March 12, 2005
Director Prenuptials
Posted by Gordon Smith

The second day of the "Economic Globalization and Corporate Governance" was Aussie Day, as Jennifer Hill, Geof Stapledon, and Ian Ramsey took the stage. Three great presentations, but I was particularly intrigued by Jenny Hill's brief discussion of "director prenuptials." Under such agreements, directors commit to leave the board of directors if they find themselves out of step with the other directors. I have never seen such an agreement, so the details of the drafting remain opaque to me, but perhaps they could have avoided some of the recent fireworks at Cablevision.
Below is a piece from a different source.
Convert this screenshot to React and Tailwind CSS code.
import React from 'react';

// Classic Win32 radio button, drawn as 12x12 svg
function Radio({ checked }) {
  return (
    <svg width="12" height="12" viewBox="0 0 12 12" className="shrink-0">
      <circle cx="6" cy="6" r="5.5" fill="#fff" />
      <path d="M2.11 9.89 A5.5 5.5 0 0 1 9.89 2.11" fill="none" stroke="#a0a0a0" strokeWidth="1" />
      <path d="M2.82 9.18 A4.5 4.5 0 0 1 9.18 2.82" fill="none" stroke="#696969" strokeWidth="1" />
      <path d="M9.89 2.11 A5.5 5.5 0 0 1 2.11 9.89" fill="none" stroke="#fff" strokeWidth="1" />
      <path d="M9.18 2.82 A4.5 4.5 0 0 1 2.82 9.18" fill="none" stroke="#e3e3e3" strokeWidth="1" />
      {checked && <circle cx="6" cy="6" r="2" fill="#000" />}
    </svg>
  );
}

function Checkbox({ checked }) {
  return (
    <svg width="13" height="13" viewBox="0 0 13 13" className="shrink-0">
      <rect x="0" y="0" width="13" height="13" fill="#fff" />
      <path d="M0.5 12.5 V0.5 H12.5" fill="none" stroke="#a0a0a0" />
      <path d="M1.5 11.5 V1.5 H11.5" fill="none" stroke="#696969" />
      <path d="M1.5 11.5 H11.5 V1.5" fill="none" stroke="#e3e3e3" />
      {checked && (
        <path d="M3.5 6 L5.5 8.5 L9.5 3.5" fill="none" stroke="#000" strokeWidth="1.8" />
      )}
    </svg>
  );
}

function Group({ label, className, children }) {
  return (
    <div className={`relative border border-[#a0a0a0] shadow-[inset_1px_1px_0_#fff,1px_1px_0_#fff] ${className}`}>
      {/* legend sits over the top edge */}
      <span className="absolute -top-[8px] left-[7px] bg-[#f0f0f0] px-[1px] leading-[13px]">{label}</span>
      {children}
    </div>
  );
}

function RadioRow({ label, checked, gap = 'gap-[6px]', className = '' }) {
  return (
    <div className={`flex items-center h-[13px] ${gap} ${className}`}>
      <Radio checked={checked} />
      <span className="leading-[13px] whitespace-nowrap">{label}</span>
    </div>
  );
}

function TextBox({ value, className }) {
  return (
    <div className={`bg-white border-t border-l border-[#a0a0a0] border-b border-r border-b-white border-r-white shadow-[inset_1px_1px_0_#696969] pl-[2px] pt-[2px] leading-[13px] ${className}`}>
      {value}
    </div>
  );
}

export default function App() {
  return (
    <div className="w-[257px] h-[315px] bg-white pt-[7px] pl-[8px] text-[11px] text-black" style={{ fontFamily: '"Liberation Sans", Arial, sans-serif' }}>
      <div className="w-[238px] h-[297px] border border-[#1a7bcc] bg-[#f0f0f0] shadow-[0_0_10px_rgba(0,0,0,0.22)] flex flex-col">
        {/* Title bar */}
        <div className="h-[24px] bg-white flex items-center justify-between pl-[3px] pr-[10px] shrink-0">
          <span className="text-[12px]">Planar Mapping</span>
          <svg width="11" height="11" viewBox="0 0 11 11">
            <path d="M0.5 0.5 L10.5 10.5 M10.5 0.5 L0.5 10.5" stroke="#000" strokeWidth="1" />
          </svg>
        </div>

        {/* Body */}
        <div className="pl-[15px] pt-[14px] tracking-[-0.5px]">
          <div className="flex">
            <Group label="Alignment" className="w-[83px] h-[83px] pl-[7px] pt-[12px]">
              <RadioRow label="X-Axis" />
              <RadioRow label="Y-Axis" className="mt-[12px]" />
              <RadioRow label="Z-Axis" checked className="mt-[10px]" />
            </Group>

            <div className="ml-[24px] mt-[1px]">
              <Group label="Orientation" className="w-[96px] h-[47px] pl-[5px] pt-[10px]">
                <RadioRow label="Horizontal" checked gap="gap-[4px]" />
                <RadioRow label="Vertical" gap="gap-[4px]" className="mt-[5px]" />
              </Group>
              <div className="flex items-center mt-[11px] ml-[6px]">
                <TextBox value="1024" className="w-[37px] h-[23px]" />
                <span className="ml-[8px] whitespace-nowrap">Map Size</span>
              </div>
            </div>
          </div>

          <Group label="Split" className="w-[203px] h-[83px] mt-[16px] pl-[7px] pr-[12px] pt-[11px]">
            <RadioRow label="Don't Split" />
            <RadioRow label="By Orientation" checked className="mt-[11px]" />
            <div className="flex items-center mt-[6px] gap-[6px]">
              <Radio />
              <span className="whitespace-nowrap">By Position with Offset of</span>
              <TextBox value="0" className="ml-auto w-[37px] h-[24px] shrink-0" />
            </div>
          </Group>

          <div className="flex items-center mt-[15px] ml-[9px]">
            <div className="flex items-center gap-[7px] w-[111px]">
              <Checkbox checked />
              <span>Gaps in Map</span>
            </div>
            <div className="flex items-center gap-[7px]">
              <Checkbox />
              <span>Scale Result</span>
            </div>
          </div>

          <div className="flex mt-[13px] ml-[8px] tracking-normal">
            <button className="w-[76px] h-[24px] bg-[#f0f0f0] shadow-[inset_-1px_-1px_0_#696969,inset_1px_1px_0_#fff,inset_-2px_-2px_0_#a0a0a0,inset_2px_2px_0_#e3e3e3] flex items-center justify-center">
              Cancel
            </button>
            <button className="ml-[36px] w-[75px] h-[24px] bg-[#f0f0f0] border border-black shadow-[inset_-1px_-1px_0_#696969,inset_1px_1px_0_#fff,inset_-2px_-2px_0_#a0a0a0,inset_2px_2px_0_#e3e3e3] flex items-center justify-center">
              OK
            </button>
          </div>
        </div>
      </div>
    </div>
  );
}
Jenny said that such agreements are common in the UK. Naturally, we also contemplated the question of their viability in the U.S. Under Delaware law, the power to remove directors is assigned to stockholders: "Any director or the entire board of directors may be removed, with or without cause, by the holders of a majority of the shares then entitled to vote at an election of directors...." (§ 141(k)) But are prenuptial agreements the same as "removals"? They look more like resignations, which are subject only to the following provision of the Delaware Code (§ 141(b)): "Any director may resign at any time upon notice given in writing or by electronic transmission to the corporation." Not much help there. If Delaware law has anything to say about this, it will be found in the cases.

Resolution of this issue would probably revolve around something like the notion of "sterilization of discretion." The sterilization standard is employed often in derivative litigation to examine whether the board of directors is capable of conducting litigation on behalf of the corporation. In this context, the language of "sterlization" dates back to at least McKee v. Rogers, Del.Ch., 156 A. 191 (1931), though the concept goes back even further. While the "sterilization" metaphor is a bit hard to fathom -- is discretion supposed to be infected? -- the idea seems to be that directors cannot put themselves into a position where their discretion in inappropriately constrained.
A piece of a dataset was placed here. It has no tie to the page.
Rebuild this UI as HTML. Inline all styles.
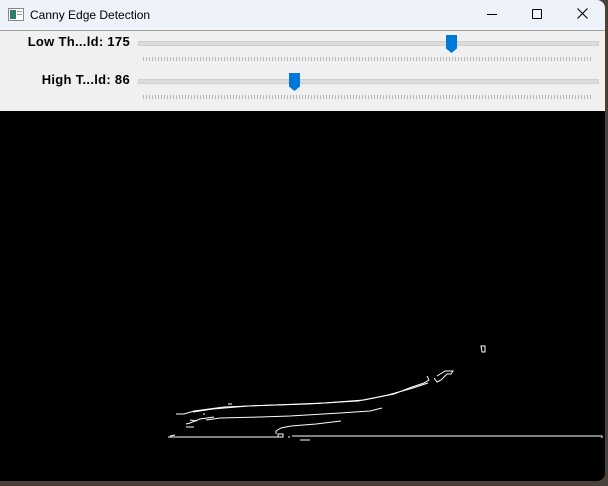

The prenuptial agreements apparently do not address particular issues, but are designed to enforce a unanimity norm on the board. While this may constrain discretion of directors who find themselves in the minority, I see nothing inherently objectionable about saying that directors must support the majority view.

The more problematic characterization of these agreements begins from the observation that the majority and minority groups are not unknown, but are certainly well known in advance. Prenuptial agreements, therefore, have the fairly obvious purpose of ensuring that minority directors will not dissent. This view of director prenuptial agreements seems much more nefarious, much more like the sterlization of discretion that the Delaware courts abhor.